Здесь, на Бурее, бились за копейку, за буханку хлеба, искали, чем накормить детей. Здесь гибло великое начинание, грандиозное «общее дело». Индустрия скатывалась к неолиту. Мастера производства превращались в первобытных охотников. А в Москве осуществлялись «великие реформы». Рухнули «вклады» в Сбербанке, превратив народ в голытьбу. Яркий, насмешливый, ядовитый, словно огненно-рыжий бес, расплясался-разыгрался ваучер. Залоговые аукционы, великое изобретение шулера, проглотили обещанный народу достаток. Ловкачи и плуты сколачивали баснословные состояния и «уводили» их за рубеж. Казна опустела, обрекая на смерть народное хозяйство. Все деньги становились добычей алчного «новорусского» клана. В тот жуткий 93-й, когда на мертвую стройку падал первый октябрьский снег, покрывая белизной ржавую технику, раскисшие дороги, полумертвый поселок строителей, в Москве танки Ельцина били по Дому Советов, горел Парламент, горела страна, горело великое, невозвратное прошлое.
Гидроэнергетика – религия воды. Гидростанция – овеществленный культ Водяного, который издревле селился под колесами водяных мельниц. Вода Буреи – священная сила, сотворившая поселок Талакан, циклопическое сооружение станции, неиссякаемую мощь электричества.
Водохранилище, удерживаемое плотиной, – накопленная тяжесть воды, проворачивающая турбины. За рукотворным, стиснутым скалами морем следят с языческой надеждой и тревогой. Тайными упованиями вымаливают у весеннего солнца, у горных снегов и льдов, у муссонных ливней и грохочущих паводков, – чтобы те наполнили каменную чашу водохранилища, обеспечили бесперебойную работу гидроузла. В течение зимы водохранилище медленно истекает сквозь водоводы станции. Мелеет. Лед оседает, оставляя по берегам перевернутые зеленые глыбы, а на черных отрогах – белые «ватерлинии».
Пропущенная сквозь турбины река дымит среди снегов.
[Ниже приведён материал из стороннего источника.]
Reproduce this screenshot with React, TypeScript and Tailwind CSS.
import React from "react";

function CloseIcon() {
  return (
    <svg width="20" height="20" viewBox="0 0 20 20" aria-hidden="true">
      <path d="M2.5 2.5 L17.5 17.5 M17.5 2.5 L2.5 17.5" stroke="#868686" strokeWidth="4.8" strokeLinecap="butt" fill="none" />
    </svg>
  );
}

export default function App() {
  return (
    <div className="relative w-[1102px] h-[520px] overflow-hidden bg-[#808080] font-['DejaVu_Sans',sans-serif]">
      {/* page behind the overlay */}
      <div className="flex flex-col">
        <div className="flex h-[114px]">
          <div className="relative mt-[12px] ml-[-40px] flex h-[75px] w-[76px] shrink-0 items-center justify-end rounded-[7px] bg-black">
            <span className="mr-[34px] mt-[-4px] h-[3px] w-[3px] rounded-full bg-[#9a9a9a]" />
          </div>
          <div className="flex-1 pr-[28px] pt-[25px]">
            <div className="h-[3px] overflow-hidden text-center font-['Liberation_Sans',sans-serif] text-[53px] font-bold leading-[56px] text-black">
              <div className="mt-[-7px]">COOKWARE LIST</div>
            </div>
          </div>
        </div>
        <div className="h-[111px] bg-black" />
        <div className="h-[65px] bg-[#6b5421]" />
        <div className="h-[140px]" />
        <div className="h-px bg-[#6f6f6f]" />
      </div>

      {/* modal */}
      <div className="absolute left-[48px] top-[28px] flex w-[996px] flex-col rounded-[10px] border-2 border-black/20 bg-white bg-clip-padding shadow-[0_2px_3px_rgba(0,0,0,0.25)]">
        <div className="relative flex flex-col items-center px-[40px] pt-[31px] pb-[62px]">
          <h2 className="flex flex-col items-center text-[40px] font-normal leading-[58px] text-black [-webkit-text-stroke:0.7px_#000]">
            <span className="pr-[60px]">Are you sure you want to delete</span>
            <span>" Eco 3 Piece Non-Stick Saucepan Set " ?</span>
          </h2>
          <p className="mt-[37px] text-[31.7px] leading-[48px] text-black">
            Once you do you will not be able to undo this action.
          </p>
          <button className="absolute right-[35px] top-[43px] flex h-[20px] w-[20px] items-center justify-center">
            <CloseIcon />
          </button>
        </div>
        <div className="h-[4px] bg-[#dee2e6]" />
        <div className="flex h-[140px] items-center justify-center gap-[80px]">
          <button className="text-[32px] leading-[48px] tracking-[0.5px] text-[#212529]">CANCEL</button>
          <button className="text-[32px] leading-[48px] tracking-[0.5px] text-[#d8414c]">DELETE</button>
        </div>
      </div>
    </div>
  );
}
Катит к Амуру неизрасходованную до конца энергию, которую уловит еще одна, существующая лишь в проектах, Нижнебурейская ГЭС.
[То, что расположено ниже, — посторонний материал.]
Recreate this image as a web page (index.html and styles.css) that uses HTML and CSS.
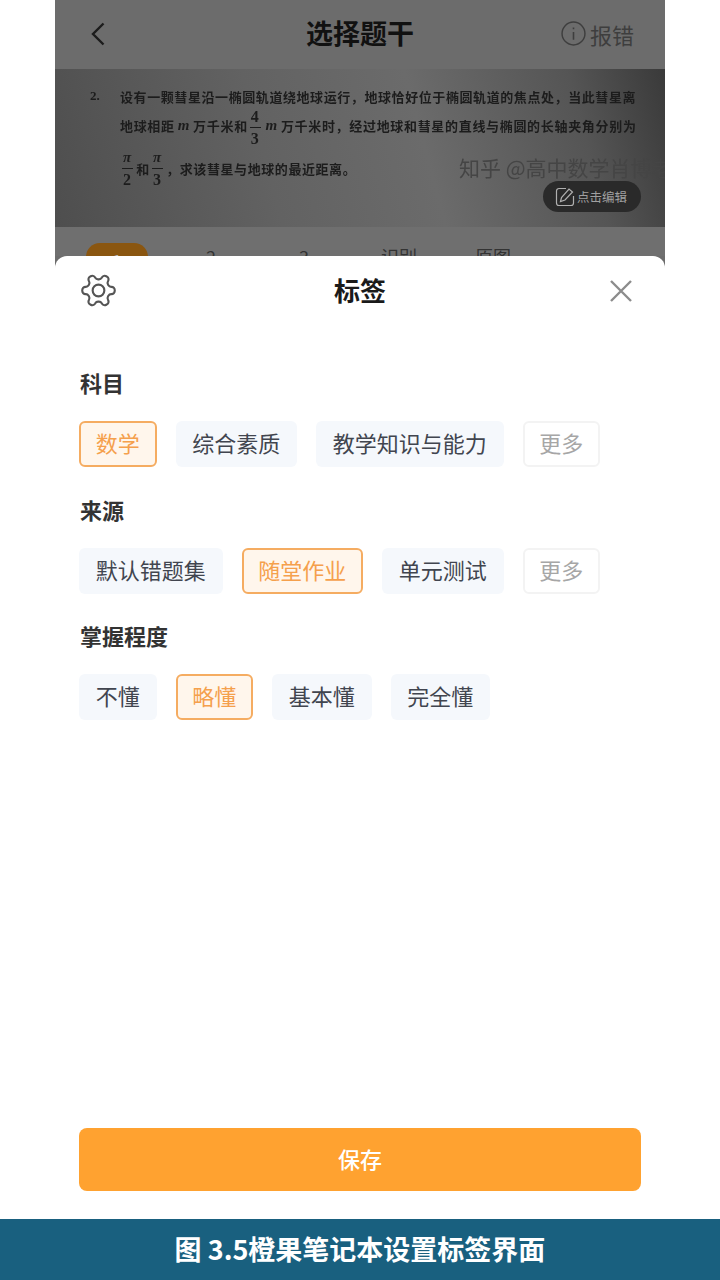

На сопке, сверкая на солнце, словно дивная часовня, – водонапорная башня. В нее закачивается речная вода. Самотеком течет в поселок, щедро одаривая строителей благословенной силой. Чтобы бураны и вихри не сдули цистерны на сопке, они закреплены опорами, которым эстеты-конструкторы придали модернистский дизайн. Серебряный венец, сияющая корона, драгоценные нимбы. Это сооружение – кумирня водяного Бога. Подъезжая к Талакану, видишь не цистерны, а преломление света, лучистые спектры. При въезде в поселок становишься «водопоклонником», приобщаешься к священному культу.
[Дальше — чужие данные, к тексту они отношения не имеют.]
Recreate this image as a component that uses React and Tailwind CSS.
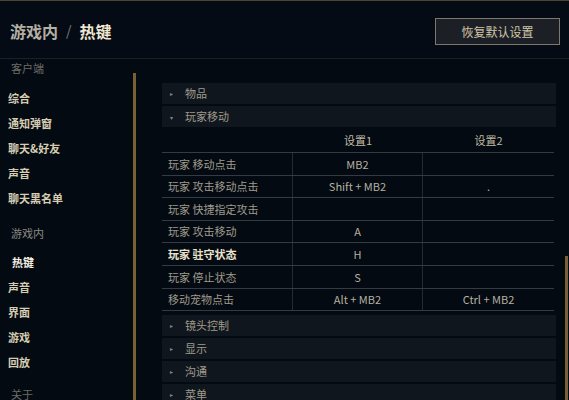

Бурейская вода кипит в чайнике «Тефаль». Крутит гигантский жернов турбины. Окаменела в изумрудной глыбе, в которую вморожены разводы прошлогоднего ветра.
К 1999 году бурейская стройка превратилась в зияющую черную дыру. Напрочь прекратилось финансирование. Год не выдавали зарплату. Нет денег – нет покупок. Товары и продукты перестали прибывать в Талакан. Шесть тысяч оголодавших строителей, тех, с пустым кошельком, кто не мог уехать, превратились в угрюмую озлобленную массу, которая не выходила на стройплощадки, а тучей собиралась у контор, магазинов, на улицах. Роптала, угрожала начальству. Чтобы получить спасительную, одну на семью, буханку хлеба, женщины с ночи вставали в очередь, приводя с собой заспанных, несчастных детей. Были введены талоны на продовольствие, как во время войны. Кормились с огородов – лук да картошка. Удачливые тащили домой пойманную рыбину, собранные в тайге грибы.